When alerts are received, first assess the situation, then determine the severity to take the necessary steps, and finally act on the problem.
How can AKCP help?
AKCP have multiple solutions for monitoring your data center. Whether you are looking for a few temperature and humidity sensors for your computer room, or rolling out a multi cabinet monitoring solution, AKCP has an end to end data center monitoring solution including sensors, and AKCPro Server DCIM software. Our Rack+ solution is an integrated intelligent rack or aisle containment system. Pressure differential sensors check proper air pressure gradients between hot and cold aisles. RFID Cabinet locks secure your physical IT infrastructure.
AKCP provides both traditional wired and wireless data center monitoring solutions. Our Wireless Tunnel™ System builds upon LoRa™ technology, with specific features designed to meet the needs of data center monitoring. Wireless sensors give rapid deployment, easy installation and high level of security. It is the only LoRa based radio solution that has been designed specifically for critical infrastructure monitoring, with instant notifications and on sensor threshold level checking.
After the disaster situation is cleared and its mitigation is done, it is time for taking recovery steps.
We recommend following a two-step process depending on the severity of the situation (based on the Louisiana Delta Community College Disaster Recovery plan).

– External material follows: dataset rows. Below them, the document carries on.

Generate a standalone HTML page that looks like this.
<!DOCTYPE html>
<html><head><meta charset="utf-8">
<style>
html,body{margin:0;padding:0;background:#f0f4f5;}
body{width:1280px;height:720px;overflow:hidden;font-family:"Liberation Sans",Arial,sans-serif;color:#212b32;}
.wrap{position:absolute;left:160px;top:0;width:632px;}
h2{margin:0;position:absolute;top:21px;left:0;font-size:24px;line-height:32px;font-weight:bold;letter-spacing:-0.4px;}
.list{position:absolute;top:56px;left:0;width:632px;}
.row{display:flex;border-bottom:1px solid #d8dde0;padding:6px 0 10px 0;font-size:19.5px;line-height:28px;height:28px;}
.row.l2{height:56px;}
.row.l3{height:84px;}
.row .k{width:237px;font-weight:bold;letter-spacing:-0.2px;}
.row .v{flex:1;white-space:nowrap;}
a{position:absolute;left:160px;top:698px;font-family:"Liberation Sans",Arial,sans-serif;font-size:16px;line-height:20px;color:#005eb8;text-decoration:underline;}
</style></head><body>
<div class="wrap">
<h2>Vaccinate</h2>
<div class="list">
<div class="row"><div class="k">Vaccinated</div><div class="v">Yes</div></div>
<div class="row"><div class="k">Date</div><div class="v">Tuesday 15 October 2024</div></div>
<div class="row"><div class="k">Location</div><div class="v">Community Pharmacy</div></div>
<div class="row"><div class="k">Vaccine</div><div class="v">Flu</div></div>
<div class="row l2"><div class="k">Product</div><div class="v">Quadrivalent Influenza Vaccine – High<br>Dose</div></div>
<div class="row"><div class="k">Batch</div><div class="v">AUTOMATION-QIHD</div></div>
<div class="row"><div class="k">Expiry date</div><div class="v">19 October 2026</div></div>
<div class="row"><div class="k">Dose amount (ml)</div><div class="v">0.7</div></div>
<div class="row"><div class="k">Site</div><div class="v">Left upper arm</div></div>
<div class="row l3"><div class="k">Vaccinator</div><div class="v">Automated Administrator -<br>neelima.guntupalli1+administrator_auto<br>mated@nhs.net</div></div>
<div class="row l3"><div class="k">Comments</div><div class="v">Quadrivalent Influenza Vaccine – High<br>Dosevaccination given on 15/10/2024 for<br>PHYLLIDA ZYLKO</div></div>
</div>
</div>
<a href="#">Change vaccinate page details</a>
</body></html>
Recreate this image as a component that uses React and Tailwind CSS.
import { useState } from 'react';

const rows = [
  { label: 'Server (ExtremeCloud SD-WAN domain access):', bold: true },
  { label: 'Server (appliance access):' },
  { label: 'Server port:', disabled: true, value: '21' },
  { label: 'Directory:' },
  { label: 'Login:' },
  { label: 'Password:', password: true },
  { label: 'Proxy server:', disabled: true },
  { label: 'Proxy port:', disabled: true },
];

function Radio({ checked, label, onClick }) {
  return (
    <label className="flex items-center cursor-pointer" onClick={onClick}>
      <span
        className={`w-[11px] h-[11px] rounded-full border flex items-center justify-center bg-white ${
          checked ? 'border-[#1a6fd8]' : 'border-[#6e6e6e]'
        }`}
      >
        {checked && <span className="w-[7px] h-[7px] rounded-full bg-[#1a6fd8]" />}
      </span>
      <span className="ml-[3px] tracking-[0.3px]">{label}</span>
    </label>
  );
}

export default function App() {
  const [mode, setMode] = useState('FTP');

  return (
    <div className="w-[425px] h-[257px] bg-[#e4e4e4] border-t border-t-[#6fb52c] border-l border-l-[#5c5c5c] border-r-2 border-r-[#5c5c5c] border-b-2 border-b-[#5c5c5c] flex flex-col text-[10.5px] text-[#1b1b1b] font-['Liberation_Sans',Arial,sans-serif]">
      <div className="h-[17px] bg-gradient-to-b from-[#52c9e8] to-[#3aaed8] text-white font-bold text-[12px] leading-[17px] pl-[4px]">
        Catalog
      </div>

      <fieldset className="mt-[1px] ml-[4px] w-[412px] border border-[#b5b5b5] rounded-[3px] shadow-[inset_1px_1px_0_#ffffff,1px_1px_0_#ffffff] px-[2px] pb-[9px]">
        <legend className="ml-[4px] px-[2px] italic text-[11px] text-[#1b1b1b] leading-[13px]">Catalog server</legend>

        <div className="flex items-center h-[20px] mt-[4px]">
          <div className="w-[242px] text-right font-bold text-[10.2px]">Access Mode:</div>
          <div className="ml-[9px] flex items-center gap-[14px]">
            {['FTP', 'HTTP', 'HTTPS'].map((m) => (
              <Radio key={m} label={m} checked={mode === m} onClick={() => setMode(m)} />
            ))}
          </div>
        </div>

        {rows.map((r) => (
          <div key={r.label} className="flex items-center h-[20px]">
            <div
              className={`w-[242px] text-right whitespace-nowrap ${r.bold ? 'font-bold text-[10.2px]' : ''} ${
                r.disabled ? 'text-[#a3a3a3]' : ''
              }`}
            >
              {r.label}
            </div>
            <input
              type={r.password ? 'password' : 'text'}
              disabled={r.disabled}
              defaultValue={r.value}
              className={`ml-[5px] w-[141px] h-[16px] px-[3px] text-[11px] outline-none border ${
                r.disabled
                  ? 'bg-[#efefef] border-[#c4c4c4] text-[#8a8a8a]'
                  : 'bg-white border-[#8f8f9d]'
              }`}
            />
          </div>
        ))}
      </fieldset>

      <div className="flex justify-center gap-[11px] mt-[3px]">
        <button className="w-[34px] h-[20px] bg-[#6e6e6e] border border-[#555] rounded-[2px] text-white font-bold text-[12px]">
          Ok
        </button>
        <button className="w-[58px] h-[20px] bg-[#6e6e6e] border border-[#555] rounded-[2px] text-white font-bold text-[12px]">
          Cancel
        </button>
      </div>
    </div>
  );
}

- First is a partial recovery, ensuring the most critical hardware is in working condition and the restoration of the most important IT services (email, databases, websites, intranet, critical files). This step of recovery could mean that some functionality of the university’s IT infrastructure will be still unavailable.
- Second is the full recovery of all services and hardware that were in use before the disaster event. This will be only possible when all hardware and backup sets are in good working order.
After the recovery, make cost and damage analysis, and evaluate the effectiveness of the response. This will enable better response for future disaster events.